For some years there have been rumours of merger talks between particular Australian and UK firms but the first occurred only in 2010 when Norton Rose merged with the local firm Deacons and, in the following year, US firm DLA Piper merged with DLA Phillips Fox.  But these did not immediately herald a new rush to merge.  Instead, the UK blue chip Allen & Overy and Clifford Chance targeted key people from Australian firms to give them a practice base here through small local partnerships.  Their focus was on particular practice areas, principally banking and finance, and the opportunity to leverage UK firm expertise locally. And these specialist partnerships face formidable competition from full service, long established Australian firms.

The game has changed dramatically in 2012 with four pre-eminent Australian firms announcing radically different global strategies.

On 1 March 2012, two Australian firms with a long lineage, Blake Dawson and Mallesons Stephen Jaques, announced that they were entering into ‘mergers’ with overseas firms, Blakes with Ashurst, an old UK firm with global operations, and Mallesons with the PRC firm King & Wood.  With immediate effect, Blakes has become Ashurst Australia and Mallesons has become King & Wood Mallesons. Both link-ups have an initial regional focus but are steps in a wider global strategy. And they are very different ‘mergers’.

Blakes and Ashurst have ‘combined their practices in Asia’ with a view to a full merger in 2014 after a further vote of the partnerships. This seems a conventional law firm merger between two firms with a similar history and culture although with practices in different regions. The firms will be fully integrated with a view to the partners drawing from a single profit pool from 2014 and sharing the profits from the combined Asian practice until then. The next step in contemplation seems to be a merger with a major US firm.

King & Wood Mallesons is the first merger between a Chinese and a Western law firm. King & Wood was founded by Chinese lawyers in 1993 and now has offices from Beijing to New York with 1,000 lawyers.  It is the third largest firm in Asia by lawyer numbers. (Mallesons has over 800 lawyers.)  Chinese law prevents Chinese and foreign lawyers from sharing profits so that, until an exemption or relaxation is granted, King & Wood Mallesons will keep the bulk of their operations financially separate in three distinct profit pools, one for Mallesons’ Australian practice, another for King & Wood’s Chinese offices and the third for the merged Hong Kong office. Separate profit pooling means business as usual for Mallesons’ Australian operations but will presumably see more staff moved to the Chinese and Hong Kong practices over time.

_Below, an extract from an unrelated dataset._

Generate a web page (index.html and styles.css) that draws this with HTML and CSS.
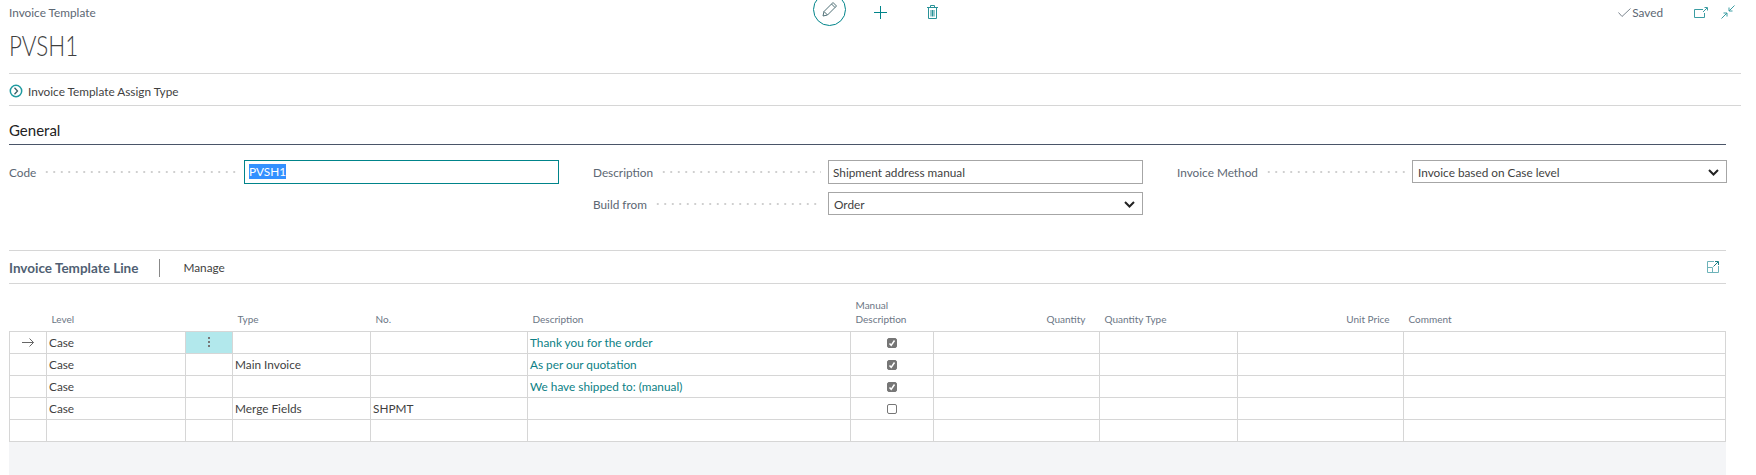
FILE: index.html
```html
<!DOCTYPE html>
<html lang="en">
<head>
    <meta charset="UTF-8">
    <title>Invoice Template</title>
    <link rel="stylesheet" href="styles.css">
</head>
<body>
    <div class="page">
        <!-- top bar -->
        <div class="topbar">
            <div class="caption">Invoice Template</div>
            <div class="tools">
                <span class="edit-btn">
                    <svg width="17" height="17" viewBox="0 0 17 17" fill="none" stroke="#4f6f76" stroke-width="1"><path d="M2 15l1-4.500L12 1.500l3.500 3.500L6.500 14z"/><path d="M3 10.500l3.500 3.500M10.500 3l3.500 3.500"/></svg>
                </span>
                <svg width="13" height="13" viewBox="0 0 13 13" stroke="#00848a" stroke-width="1"><path d="M0 6.500h13M6.500 0v13"/></svg>
                <svg width="11" height="14" viewBox="0 0 11 14" fill="none" stroke="#2a9298" stroke-width="1"><path d="M0 2.500h11M3.500 2.500V.5h4v2M1.500 2.500v11h8v-11"/><path d="M4 5v6.500M5.500 5v6.500M7 5v6.500"/></svg>
            </div>
            <div class="status">
                <svg width="13" height="9" viewBox="0 0 13 9" fill="none" stroke="#7d8790" stroke-width="1"><path d="M.5 4.500l3.500 4L12.500.5"/></svg>
                <span class="saved">Saved</span>
                <svg class="open-icon" width="14" height="11" viewBox="0 0 14 11" fill="none" stroke="#3b9da3" stroke-width="1"><path d="M9 2.500H.5v8h10V6"/><path d="M9 5l4-4M10.500.5H13.500V3.500"/></svg>
                <svg width="14" height="14" viewBox="0 0 14 14" fill="none" stroke="#3b9da3" stroke-width="1"><path d="M13.500.5L8 6M8 2.500V6h3.500"/><path d="M.5 13.500L6 8M2.500 8H6v3.500"/></svg>
            </div>
        </div>
        <h1 class="title"><span class="title-text">PVSH1</span></h1>

        <div class="actions">
            <svg width="14" height="14" viewBox="0 0 14 14" fill="none"><circle cx="7" cy="7" r="5.700" stroke="#1f9aa0" stroke-width="1.500"/><path d="M5.500 3.800L8.500 7 5.500 10.200" stroke="#3a5f66" stroke-width="1.300"/></svg>
            <span>Invoice Template Assign Type</span>
        </div>

        <div class="section">
            <h2 class="section-title">General</h2>
            <div class="fields">
                <div class="col">
                    <div class="field">
                        <span class="label">Code</span><span class="dots"></span>
                        <div class="box box-focus"><span class="selected">PVSH1</span></div>
                    </div>
                </div>
                <div class="col">
                    <div class="field">
                        <span class="label">Description</span><span class="dots"></span>
                        <div class="box">Shipment address manual</div>
                    </div>
                    <div class="field">
                        <span class="label">Build from</span><span class="dots"></span>
                        <div class="box box-select">Order
                            <svg width="11" height="7" viewBox="0 0 11 7" fill="none" stroke="#222" stroke-width="2"><path d="M1 1l4.500 4.500L10 1"/></svg>
                        </div>
                    </div>
                </div>
                <div class="col">
                    <div class="field field-top">
                        <span class="label">Invoice Method</span><span class="dots"></span>
                        <div class="box box-select">Invoice based on Case level
                            <svg width="11" height="7" viewBox="0 0 11 7" fill="none" stroke="#222" stroke-width="2"><path d="M1 1l4.500 4.500L10 1"/></svg>
                        </div>
                    </div>
                </div>
            </div>
        </div>

        <div class="lines">
            <div class="lines-bar">
                <span class="lines-title">Invoice Template Line</span>
                <span class="lines-manage">Manage</span>
                <svg class="expand" width="12" height="12" viewBox="0 0 12 12" fill="none" stroke="#6db3b9" stroke-width="1"><path d="M7 .5H.5v11h11V5"/><path d="M.5 6.500h5v5"/><path d="M6.500 5.500L11 1M8 .5h3.500V4" stroke="#1b7f86"/></svg>
            </div>

            <table class="grid">
                <colgroup>
                    <col class="c-arrow"><col class="c-level"><col class="c-menu"><col class="c-type"><col class="c-no">
                    <col class="c-desc"><col class="c-manual"><col class="c-qty"><col class="c-qtype"><col class="c-price"><col>
                </colgroup>
                <thead>
                    <tr>
                        <th></th><th>Level</th><th></th><th>Type</th><th>No.</th><th>Description</th>
                        <th>Manual<br>Description</th><th class="num">Quantity</th><th>Quantity Type</th><th class="num">Unit Price</th><th>Comment</th>
                    </tr>
                </thead>
                <tbody>
                    <tr>
                        <td class="arrow"><svg width="12" height="9" viewBox="0 0 12 9" fill="none" stroke="#666" stroke-width="1"><path d="M0 4.500h11.500M7.500.5l4 4-4 4"/></svg></td>
                        <td>Case</td>
                        <td class="menu"><span class="kebab"><i></i><i></i><i></i></span></td>
                        <td></td><td></td>
                        <td class="link">Thank you for the order</td>
                        <td class="check"><span class="cb on"><svg width="8" height="8" viewBox="0 0 8 8" fill="none" stroke="#fff" stroke-width="1.500"><path d="M1.500 4.500L3.200 6.300 6.500 1.500"/></svg></span></td>
                        <td></td><td></td><td></td><td></td>
                    </tr>
                    <tr>
                        <td></td><td>Case</td><td></td><td>Main Invoice</td><td></td>
                        <td class="link">As per our quotation</td>
                        <td class="check"><span class="cb on"><svg width="8" height="8" viewBox="0 0 8 8" fill="none" stroke="#fff" stroke-width="1.500"><path d="M1.500 4.500L3.200 6.300 6.500 1.500"/></svg></span></td>
                        <td></td><td></td><td></td><td></td>
                    </tr>
                    <tr>
                        <td></td><td>Case</td><td></td><td></td><td></td>
                        <td class="link">We have shipped to: (manual)</td>
                        <td class="check"><span class="cb on"><svg width="8" height="8" viewBox="0 0 8 8" fill="none" stroke="#fff" stroke-width="1.500"><path d="M1.500 4.500L3.200 6.300 6.500 1.500"/></svg></span></td>
                        <td></td><td></td><td></td><td></td>
                    </tr>
                    <tr>
                        <td></td><td>Case</td><td></td><td>Merge Fields</td><td>SHPMT</td><td></td>
                        <td class="check"><span class="cb"></span></td>
                        <td></td><td></td><td></td><td></td>
                    </tr>
                    <tr>
                        <td></td><td></td><td></td><td></td><td></td><td></td><td></td><td></td><td></td><td></td><td></td>
                    </tr>
                </tbody>
            </table>
            <div class="filler"></div>
        </div>
    </div>
</body>
</html>
```

FILE: styles.css
```css
*{
    margin: 0;
    padding: 0;
    box-sizing: border-box;
}
html,body{
    height: 100%;
    overflow: hidden;
}
body{
    background: #fff;
    color: #3f3f3f;
    font-family: "Lato", "Open Sans", sans-serif;
    font-size: 11.8px;
}
.page{
    height: 100%;
    padding-left: 9px;
    padding-right: 15px;
    display: flex;
    flex-direction: column;
}

/* top bar */
.topbar{
    height: 24px;
    display: grid;
    grid-template-columns: 1fr auto 1fr;
    grid-template-rows: 24px;
    align-items: center;
}
.caption{
    color: #5c6773;
}
.tools{
    display: flex;
    align-items: center;
    gap: 40px;
}
.edit-btn{
    width: 33px;
    height: 33px;
    flex: none;
    margin-top: -5px;
    margin-right: -12px;
    border: 1px solid #00848a;
    border-radius: 50%;
    display: flex;
    align-items: center;
    justify-content: center;
}
.status{
    display: flex;
    align-items: center;
    justify-content: flex-end;
    padding-right: 6px;
}
.saved{
    margin-left: 1px;
    color: #5c6773;
}
.open-icon{
    margin-left: 31px;
    margin-right: 13px;
}
.title{
    height: 49px;
    margin-top: 1px;
    font-size: 27px;
    font-weight: 300;
    line-height: 42px;
    border-bottom: 1px solid #d6d6d6;
}
.title-text{
    display: inline-block;
    transform: scaleX(.83);
    transform-origin: left;
}
.actions{
    height: 32px;
    padding-top: 3px;
    display: flex;
    align-items: center;
    gap: 5px;
    border-bottom: 1px solid #d6d6d6;
}

/* General */
.section{
    padding-right: 15px;
}
.section-title{
    height: 39px;
    padding-top: 14px;
    font-size: 15px;
    line-height: 20px;
    font-weight: 400;
    color: #222;
    border-bottom: 1px solid #4a5568;
}
.fields{
    display: grid;
    grid-template-columns: repeat(3, 550px);
    column-gap: 34px;
    margin-top: 15px;
    height: 90px;
}
.col{
    display: flex;
    flex-direction: column;
    gap: 8px;
}
.field{
    display: flex;
    align-items: center;
}
.field-top{
    height: 24px;
}
.label{
    padding-top: 1px;
    color: #5c6773;
    white-space: nowrap;
}
.dots{
    flex: 1;
    height: 2px;
    margin: 0 7px;
    background-image: radial-gradient(circle, #cfcfcf 0.7px, transparent 0.8px);
    background-size: 7.500px 2px;
}
.box{
    width: 315px;
    height: 24px;
    padding: 1px 0 0 4px;
    border: 1px solid #a6a6a6;
    line-height: 21px;
}
.box-focus{
    border-color: #00848a;
    padding-top: 0;
}
.selected{
    display: inline-block;
    height: 15px;
    line-height: 15px;
    background: #3390ff;
    color: #fff;
}
.box-select{
    height: 23px;
    display: flex;
    align-items: center;
    justify-content: space-between;
    padding: 1px 7px 0 5px;
}
.field-top .box-select{
    align-self: flex-start;
}

/* lines part */
.lines{
    flex: 1;
    display: flex;
    flex-direction: column;
    padding-right: 15px;
}
.lines-bar{
    height: 34px;
    padding-top: 1px;
    display: flex;
    align-items: center;
    border-top: 1px solid #d6d6d6;
    border-bottom: 1px solid #d6d6d6;
}
.lines-title{
    font-size: 13.500px;
    font-weight: 700;
    color: #505f73;
    padding-right: 21px;
    border-right: 1px solid #888;
    line-height: 18px;
}
.lines-manage{
    margin-left: 23px;
}
.expand{
    margin-left: auto;
    margin-right: 7px;
    margin-top: -2px;
}
.grid{
    width: 100%;
    table-layout: fixed;
    border-collapse: collapse;
}
.c-arrow{ width: 37px; }
.c-level{ width: 139px; }
.c-menu{ width: 47px; }
.c-type{ width: 138px; }
.c-no{ width: 157px; }
.c-desc{ width: 323px; }
.c-manual{ width: 83px; }
.c-qty{ width: 166px; }
.c-qtype{ width: 138px; }
.c-price{ width: 166px; }
.grid th{
    height: 47px;
    padding: 0 5px 5px;
    font-size: 10px;
    font-weight: 400;
    line-height: 14px;
    color: #6b7685;
    text-align: left;
    vertical-align: bottom;
}
.grid th.num{
    text-align: right;
    padding-right: 14px;
}
.grid td{
    height: 22px;
    padding: 2px 3px 0 2px;
    border: 1px solid #d6d6d6;
    line-height: 14px;
    white-space: nowrap;
}
.grid td.link{
    color: #0c7f85;
}
.grid td.arrow,
.grid td.check{
    text-align: center;
    padding: 1px 0 0;
    line-height: 0;
}
.grid td.menu{
    padding: 0;
    background: #b2e8ec;
    text-align: center;
    line-height: 0;
}
.kebab{
    display: inline-flex;
    flex-direction: column;
    gap: 2px;
    vertical-align: middle;
}
.kebab i{
    width: 2px;
    height: 2px;
    background: #777;
}
.cb{
    display: inline-flex;
    align-items: center;
    justify-content: center;
    width: 10px;
    height: 10px;
    border: 1px solid #767676;
    border-radius: 2px;
}
.cb.on{
    background: #767676;
}
.filler{
    flex: 1;
    background: #f4f5f7;
}
```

There are significant implementation risks: Mallesons is sinking into the venture its vastly superior technology platforms.  Further, three of Mallesons’ four Beijing partners left for other firms within days of the merger announcement. They may not be alone. Global firms generally offer staff better pay and conditions than Chinese firms and there are concerns about more intrusive government regulation of, and Communist Party influence upon, Chinese firms. However, this combination probably makes King & Wood Mallesons more attractive to a major US or UK firm as a potential global merger partner. That seems clearly the strategy.

The game changed further on 23 April 2012 when Allens Arthur Robinson and the UK Magic Circle firm Linklaters announced that they are entering into an ‘integrated alliance’ under which the firms remain independent but will conduct a series of joint ventures in Asia.  In contrast to the Blakes and Mallesons arrangements, Allens and Linklaters eschew use of the term ‘merger’; each will retain their own firm names, identity and brand.  (Allens will drop the name of its Melbourne forebear firm, Arthur Robinson, but that is an unrelated branding decision.)  Profits will be shared only through the Asian joint ventures.

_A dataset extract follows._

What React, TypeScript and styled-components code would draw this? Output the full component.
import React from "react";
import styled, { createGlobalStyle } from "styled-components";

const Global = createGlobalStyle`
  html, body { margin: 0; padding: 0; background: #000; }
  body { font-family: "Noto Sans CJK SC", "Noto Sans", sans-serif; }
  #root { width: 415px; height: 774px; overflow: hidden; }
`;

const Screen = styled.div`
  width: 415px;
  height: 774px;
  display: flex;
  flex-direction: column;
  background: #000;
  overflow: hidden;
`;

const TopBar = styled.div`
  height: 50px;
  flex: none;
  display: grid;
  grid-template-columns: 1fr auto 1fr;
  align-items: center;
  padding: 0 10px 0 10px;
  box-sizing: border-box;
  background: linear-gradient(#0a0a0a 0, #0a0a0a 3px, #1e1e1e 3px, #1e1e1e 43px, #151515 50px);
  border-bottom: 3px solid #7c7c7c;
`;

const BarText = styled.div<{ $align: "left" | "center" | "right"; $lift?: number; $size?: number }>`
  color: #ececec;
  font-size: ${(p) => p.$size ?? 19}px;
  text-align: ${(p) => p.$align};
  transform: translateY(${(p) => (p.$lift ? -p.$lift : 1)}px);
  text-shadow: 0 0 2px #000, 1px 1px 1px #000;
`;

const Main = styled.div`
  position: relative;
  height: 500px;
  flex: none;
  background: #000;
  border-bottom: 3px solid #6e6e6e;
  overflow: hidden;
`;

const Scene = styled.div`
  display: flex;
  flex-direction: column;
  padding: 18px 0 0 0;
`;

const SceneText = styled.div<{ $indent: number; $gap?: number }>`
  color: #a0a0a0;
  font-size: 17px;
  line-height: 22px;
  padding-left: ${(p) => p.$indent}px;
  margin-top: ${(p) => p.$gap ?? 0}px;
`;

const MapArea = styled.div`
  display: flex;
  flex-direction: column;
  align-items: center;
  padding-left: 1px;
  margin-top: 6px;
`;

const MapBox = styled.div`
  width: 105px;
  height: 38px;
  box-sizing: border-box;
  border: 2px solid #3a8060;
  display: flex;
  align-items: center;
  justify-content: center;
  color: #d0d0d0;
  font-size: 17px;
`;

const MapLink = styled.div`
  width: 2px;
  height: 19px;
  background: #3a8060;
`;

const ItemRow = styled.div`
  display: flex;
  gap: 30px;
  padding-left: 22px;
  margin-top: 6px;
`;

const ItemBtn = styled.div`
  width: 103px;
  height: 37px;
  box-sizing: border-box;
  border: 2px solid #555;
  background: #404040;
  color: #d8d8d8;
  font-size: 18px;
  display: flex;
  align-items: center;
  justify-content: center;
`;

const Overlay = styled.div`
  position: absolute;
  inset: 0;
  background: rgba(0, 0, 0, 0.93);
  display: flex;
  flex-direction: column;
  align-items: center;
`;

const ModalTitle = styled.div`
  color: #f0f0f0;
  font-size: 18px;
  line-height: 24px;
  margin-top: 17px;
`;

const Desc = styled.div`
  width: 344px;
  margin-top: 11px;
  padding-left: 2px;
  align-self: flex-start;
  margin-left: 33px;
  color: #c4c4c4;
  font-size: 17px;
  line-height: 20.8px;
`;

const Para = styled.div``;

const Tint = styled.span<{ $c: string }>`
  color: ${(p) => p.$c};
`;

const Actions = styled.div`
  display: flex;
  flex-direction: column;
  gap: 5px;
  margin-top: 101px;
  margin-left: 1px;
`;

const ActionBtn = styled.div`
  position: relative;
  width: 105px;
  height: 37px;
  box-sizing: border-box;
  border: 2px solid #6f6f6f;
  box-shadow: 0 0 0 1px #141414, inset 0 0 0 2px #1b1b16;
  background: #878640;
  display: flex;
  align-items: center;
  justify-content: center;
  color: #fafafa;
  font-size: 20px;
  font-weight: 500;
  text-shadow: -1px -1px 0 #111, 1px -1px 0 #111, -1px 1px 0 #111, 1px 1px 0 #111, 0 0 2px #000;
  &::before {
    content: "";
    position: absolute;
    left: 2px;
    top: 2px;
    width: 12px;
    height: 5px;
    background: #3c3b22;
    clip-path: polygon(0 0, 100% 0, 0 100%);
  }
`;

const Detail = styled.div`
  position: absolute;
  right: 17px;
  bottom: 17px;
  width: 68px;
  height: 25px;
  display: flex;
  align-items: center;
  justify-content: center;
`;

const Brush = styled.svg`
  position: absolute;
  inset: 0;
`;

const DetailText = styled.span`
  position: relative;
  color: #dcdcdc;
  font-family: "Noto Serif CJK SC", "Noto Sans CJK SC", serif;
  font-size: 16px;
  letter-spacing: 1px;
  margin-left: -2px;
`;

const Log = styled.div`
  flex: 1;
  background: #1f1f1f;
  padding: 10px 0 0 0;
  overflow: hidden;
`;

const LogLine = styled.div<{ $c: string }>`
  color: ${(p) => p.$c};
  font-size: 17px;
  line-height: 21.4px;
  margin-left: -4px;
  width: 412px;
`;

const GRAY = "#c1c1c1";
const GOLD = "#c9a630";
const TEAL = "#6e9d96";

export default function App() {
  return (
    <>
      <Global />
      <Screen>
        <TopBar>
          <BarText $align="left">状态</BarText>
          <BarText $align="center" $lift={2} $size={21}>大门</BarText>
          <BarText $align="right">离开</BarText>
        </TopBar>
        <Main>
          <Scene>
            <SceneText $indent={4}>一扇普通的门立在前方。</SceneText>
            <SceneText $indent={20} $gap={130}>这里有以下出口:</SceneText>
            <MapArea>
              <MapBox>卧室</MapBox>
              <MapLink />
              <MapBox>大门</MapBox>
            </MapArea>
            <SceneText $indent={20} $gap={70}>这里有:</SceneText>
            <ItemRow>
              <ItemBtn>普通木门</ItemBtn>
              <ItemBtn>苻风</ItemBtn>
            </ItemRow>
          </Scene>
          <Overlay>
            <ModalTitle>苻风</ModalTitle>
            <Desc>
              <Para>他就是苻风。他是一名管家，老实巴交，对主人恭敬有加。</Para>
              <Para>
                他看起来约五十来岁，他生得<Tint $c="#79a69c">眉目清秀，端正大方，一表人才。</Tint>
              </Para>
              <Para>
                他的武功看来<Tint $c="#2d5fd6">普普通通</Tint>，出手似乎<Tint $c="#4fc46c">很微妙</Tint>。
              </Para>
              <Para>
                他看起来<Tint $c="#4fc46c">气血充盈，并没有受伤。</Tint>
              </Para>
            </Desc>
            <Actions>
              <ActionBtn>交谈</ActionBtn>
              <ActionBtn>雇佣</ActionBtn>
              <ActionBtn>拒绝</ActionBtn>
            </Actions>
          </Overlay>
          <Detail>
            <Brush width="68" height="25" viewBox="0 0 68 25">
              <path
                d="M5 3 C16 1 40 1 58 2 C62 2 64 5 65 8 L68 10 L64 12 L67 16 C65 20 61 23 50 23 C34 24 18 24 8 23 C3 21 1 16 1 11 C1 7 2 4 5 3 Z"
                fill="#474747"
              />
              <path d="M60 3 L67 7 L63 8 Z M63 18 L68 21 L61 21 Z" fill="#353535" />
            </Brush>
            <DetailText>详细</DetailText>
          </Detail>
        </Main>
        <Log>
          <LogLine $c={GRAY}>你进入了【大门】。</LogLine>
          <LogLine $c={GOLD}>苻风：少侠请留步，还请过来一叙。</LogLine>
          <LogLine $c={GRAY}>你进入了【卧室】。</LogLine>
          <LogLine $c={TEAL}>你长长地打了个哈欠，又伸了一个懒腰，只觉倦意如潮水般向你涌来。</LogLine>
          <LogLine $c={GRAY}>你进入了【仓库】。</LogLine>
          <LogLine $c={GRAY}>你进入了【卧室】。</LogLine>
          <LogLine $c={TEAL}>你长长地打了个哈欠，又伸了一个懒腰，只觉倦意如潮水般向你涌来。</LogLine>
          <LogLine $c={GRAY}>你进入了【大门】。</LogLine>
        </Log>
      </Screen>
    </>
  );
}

The Allens – Linklaters ‘integrated alliance’ is a hybrid arrangement,  a step up from the ‘best friend’ relationship that Allens has long had with UK firm Slaughter & May under which each referred work to the other and worked jointly on transactions where possible. The ‘integrated alliance’ is a non-exclusive relationship allowing each firm to retain independence and control and perhaps to pursue other relationships although these are likely to be episodic rather than continuing. The integration is presently most evident in the Asian profit-sharing joint ventures operating from 1 May 2012. The first joint venture targets energy, resources and infrastructure work in Asia generally;  the second is focussed geographically upon Indonesia where Allens has a long relationship with a local firm Widyawan & Partners. The Indonesian joint venture is not limited to energy, resources and infrastructure and is likely to target also the banking and finance work accompanying the strong capital flows into that country. The Indonesian joint venture will need be conducted through Allens’ cooperation agreement with Widyawan rather than directly. However, by increasing the number of lawyers employed by Widyawan, Allens and Linklaters will be allowed, under the local formula governing foreign lawyer numbers, to put more of their own staff into the local office.

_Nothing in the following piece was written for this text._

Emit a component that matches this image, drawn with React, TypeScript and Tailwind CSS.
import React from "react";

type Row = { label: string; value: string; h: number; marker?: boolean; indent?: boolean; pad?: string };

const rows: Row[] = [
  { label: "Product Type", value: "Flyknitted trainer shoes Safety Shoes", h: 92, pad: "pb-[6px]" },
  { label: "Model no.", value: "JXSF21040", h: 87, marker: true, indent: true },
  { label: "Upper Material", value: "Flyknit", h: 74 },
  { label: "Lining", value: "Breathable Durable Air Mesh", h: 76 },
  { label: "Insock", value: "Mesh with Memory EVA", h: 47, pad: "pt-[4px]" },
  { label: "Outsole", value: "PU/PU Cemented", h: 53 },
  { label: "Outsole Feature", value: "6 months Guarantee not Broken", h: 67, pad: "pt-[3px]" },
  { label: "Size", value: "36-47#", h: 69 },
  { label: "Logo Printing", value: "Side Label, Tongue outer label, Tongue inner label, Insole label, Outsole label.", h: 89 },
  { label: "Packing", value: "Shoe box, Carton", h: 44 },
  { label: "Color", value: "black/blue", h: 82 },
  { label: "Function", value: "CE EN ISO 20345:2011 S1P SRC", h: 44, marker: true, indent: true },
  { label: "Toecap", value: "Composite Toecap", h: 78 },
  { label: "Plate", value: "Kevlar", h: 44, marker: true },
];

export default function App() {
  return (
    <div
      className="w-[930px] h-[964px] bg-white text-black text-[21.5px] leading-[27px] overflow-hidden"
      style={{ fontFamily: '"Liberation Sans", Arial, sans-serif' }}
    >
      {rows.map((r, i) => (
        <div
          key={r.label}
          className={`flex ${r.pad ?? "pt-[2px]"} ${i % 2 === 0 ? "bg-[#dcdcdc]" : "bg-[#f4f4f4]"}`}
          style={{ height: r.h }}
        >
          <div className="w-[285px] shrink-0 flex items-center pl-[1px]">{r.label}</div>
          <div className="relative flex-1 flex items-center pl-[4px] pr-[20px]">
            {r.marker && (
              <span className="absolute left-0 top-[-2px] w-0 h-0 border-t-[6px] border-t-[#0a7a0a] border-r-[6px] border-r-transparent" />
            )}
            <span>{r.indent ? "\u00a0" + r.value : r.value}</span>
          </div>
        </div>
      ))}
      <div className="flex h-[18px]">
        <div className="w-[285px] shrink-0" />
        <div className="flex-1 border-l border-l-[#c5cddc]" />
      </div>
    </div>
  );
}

Finally (for the present moment at least), Freehills is having merger talks with Herbert Smith, a major UK firm.  Its chief executive is reported as saying that, if a structure is agreed, ‘it is more likely to be a merger than an alliance’ and before the end of 2012.  There is some media speculation that this merger may adopt the Swiss Verein equity structure favoured by the global accounting firms which allows constituent firms to retain distinct profit pools.  When this deal is done, six of the erstwhile top 10 Australian firms by revenue will have entered into global relationships, all in the space of the past three years.

What about those Australian corporate firms that so far have stayed at home? They will pick up the larger pool of referral work that is created with every foreign merger.  Local resource work is booming and many clients, such as governments, do not need global representation. But most have smallish offices in Asia and the completion from global firms there is getting stronger by the day. And the cross-border work is often more intellectually challenging as well as lucrative. The pressure to go global ratchets up with each firm merger or quasi-merger. The Ashurst, King & Wood Mallesons and Allens ‘mergers’ offer Australian firms alternative routes to globalised legal practice. They take them, however, with one foot firmly on the home shore and the other on a moving, global vehicle.  The position is not without danger.